No, Current just running a 2-bolt block with oval port heads... The current engine has been bored to 427 standard bore ( 961 block with 702 heads, so probably no more boring... I picked it up used about 12+ years ago. It had the complete lifter valley ground smooth and there was some tag from Kenny Duttweiler (famous professional machine shop especially with the Buick Grand national V6's).

I did have a correct 4-bolt (962) block and 858 heads (complete long block) from an L78 a kid parted out in the early 90's... I had it for about 10 years, and then I was thinking "this thing will never be matching numbers anyway", and at the time, prices were pretty crazy, so I let it go... Kind of regret it, but kind of not...


I have a nice "std/std" steel crank and a couple of 454 short blocks, so I am thinking of building another "427"... Especially since I don't know the "real" condition of the current engine (only been started and idling for 15+ minutes)... I did have the pan and heads off years ago.

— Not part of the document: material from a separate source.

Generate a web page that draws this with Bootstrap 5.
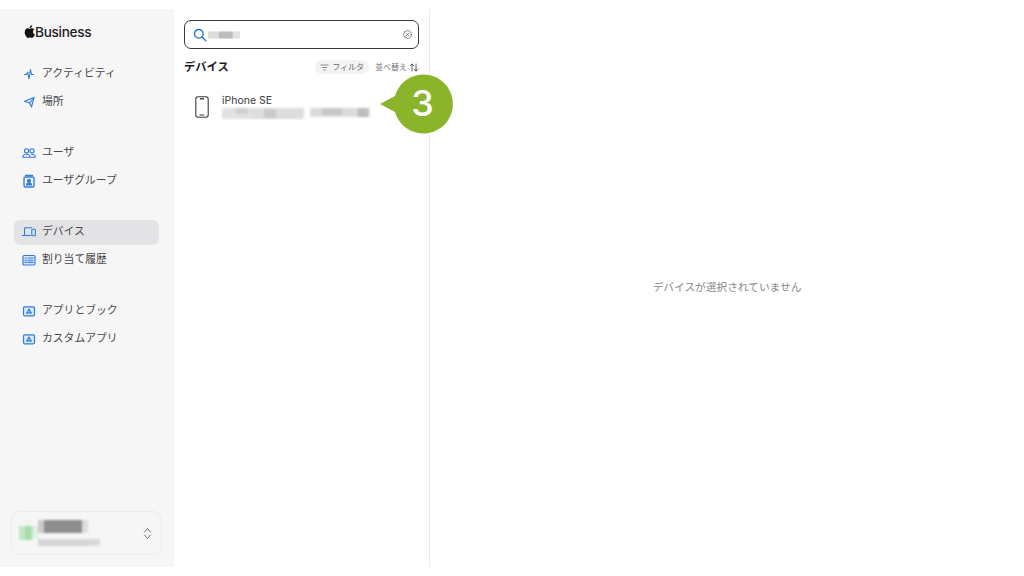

I am going to keep the compression ratio "pump gas friendly", as its a driver. And while the 858's would be cool, I am not worried about getting those either... I know the factory aluminum rectangle port intake works fine on the oval port heads...

I do have some "correct" things in mind that I like, such as early heads with no temp sender holes, but lately, even those ideas are fading away...

I figured, short of judging or selling, no one is going to be able to read the casting numbers anyway.